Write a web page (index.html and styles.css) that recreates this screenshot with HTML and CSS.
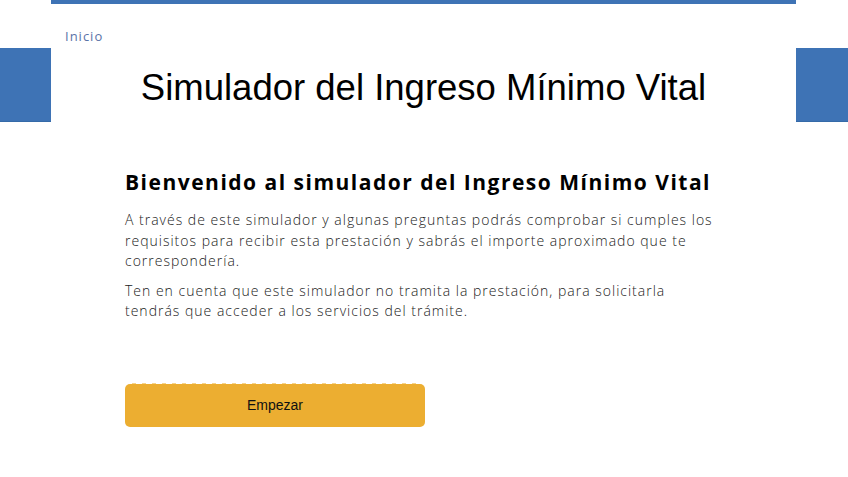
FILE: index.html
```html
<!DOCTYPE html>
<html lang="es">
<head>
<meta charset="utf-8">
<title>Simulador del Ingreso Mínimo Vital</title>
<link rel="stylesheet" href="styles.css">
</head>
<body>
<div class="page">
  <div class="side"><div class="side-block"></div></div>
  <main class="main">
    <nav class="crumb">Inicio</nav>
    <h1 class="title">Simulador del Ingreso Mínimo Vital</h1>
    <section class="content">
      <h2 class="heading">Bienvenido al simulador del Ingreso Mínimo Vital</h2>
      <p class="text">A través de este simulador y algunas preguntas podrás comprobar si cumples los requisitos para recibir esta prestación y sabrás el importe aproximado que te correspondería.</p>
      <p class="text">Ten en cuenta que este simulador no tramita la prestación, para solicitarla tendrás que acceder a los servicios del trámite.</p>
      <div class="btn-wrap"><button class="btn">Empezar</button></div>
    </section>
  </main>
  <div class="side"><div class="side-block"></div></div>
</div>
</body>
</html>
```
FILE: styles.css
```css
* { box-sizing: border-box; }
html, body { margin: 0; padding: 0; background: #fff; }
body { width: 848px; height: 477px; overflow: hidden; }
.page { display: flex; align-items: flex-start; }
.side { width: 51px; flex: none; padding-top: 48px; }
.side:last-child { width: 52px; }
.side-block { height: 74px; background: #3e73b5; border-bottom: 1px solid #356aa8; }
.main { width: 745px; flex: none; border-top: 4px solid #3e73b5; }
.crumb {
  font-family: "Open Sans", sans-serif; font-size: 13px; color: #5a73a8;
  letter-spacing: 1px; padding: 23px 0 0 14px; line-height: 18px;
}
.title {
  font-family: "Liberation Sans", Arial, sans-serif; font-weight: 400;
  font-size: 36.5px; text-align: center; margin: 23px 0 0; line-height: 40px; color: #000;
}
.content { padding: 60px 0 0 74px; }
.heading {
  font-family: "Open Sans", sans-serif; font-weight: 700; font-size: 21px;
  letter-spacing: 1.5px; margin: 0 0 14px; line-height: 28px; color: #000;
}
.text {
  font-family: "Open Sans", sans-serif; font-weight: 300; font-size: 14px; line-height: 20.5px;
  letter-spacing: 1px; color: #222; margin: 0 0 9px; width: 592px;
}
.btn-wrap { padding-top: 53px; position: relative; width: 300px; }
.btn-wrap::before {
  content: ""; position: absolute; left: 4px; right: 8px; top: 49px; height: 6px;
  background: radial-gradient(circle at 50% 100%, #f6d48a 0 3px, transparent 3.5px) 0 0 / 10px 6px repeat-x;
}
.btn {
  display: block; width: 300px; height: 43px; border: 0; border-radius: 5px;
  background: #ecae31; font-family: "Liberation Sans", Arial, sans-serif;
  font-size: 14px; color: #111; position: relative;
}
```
####################
▸ Exercise brief
Quote the preceding listing precisely and completely, omitting its images.

▸ Response to the exercise
Write a web page (index.html and styles.css) that recreates this screenshot with HTML and CSS.
FILE: index.html
```html
<!DOCTYPE html>
<html lang="es">
<head>
<meta charset="utf-8">
<title>Simulador del Ingreso Mínimo Vital</title>
<link rel="stylesheet" href="styles.css">
</head>
<body>
<div class="page">
  <div class="side"><div class="side-block"></div></div>
  <main class="main">
    <nav class="crumb">Inicio</nav>
    <h1 class="title">Simulador del Ingreso Mínimo Vital</h1>
    <section class="content">
      <h2 class="heading">Bienvenido al simulador del Ingreso Mínimo Vital</h2>
      <p class="text">A través de este simulador y algunas preguntas podrás comprobar si cumples los requisitos para recibir esta prestación y sabrás el importe aproximado que te correspondería.</p>
      <p class="text">Ten en cuenta que este simulador no tramita la prestación, para solicitarla tendrás que acceder a los servicios del trámite.</p>
      <div class="btn-wrap"><button class="btn">Empezar</button></div>
    </section>
  </main>
  <div class="side"><div class="side-block"></div></div>
</div>
</body>
</html>
```
FILE: styles.css
```css
* { box-sizing: border-box; }
html, body { margin: 0; padding: 0; background: #fff; }
body { width: 848px; height: 477px; overflow: hidden; }
.page { display: flex; align-items: flex-start; }
.side { width: 51px; flex: none; padding-top: 48px; }
.side:last-child { width: 52px; }
.side-block { height: 74px; background: #3e73b5; border-bottom: 1px solid #356aa8; }
.main { width: 745px; flex: none; border-top: 4px solid #3e73b5; }
.crumb {
  font-family: "Open Sans", sans-serif; font-size: 13px; color: #5a73a8;
  letter-spacing: 1px; padding: 23px 0 0 14px; line-height: 18px;
}
.title {
  font-family: "Liberation Sans", Arial, sans-serif; font-weight: 400;
  font-size: 36.5px; text-align: center; margin: 23px 0 0; line-height: 40px; color: #000;
}
.content { padding: 60px 0 0 74px; }
.heading {
  font-family: "Open Sans", sans-serif; font-weight: 700; font-size: 21px;
  letter-spacing: 1.5px; margin: 0 0 14px; line-height: 28px; color: #000;
}
.text {
  font-family: "Open Sans", sans-serif; font-weight: 300; font-size: 14px; line-height: 20.5px;
  letter-spacing: 1px; color: #222; margin: 0 0 9px; width: 592px;
}
.btn-wrap { padding-top: 53px; position: relative; width: 300px; }
.btn-wrap::before {
  content: ""; position: absolute; left: 4px; right: 8px; top: 49px; height: 6px;
  background: radial-gradient(circle at 50% 100%, #f6d48a 0 3px, transparent 3.5px) 0 0 / 10px 6px repeat-x;
}
.btn {
  display: block; width: 300px; height: 43px; border: 0; border-radius: 5px;
  background: #ecae31; font-family: "Liberation Sans", Arial, sans-serif;
  font-size: 14px; color: #111; position: relative;
}
```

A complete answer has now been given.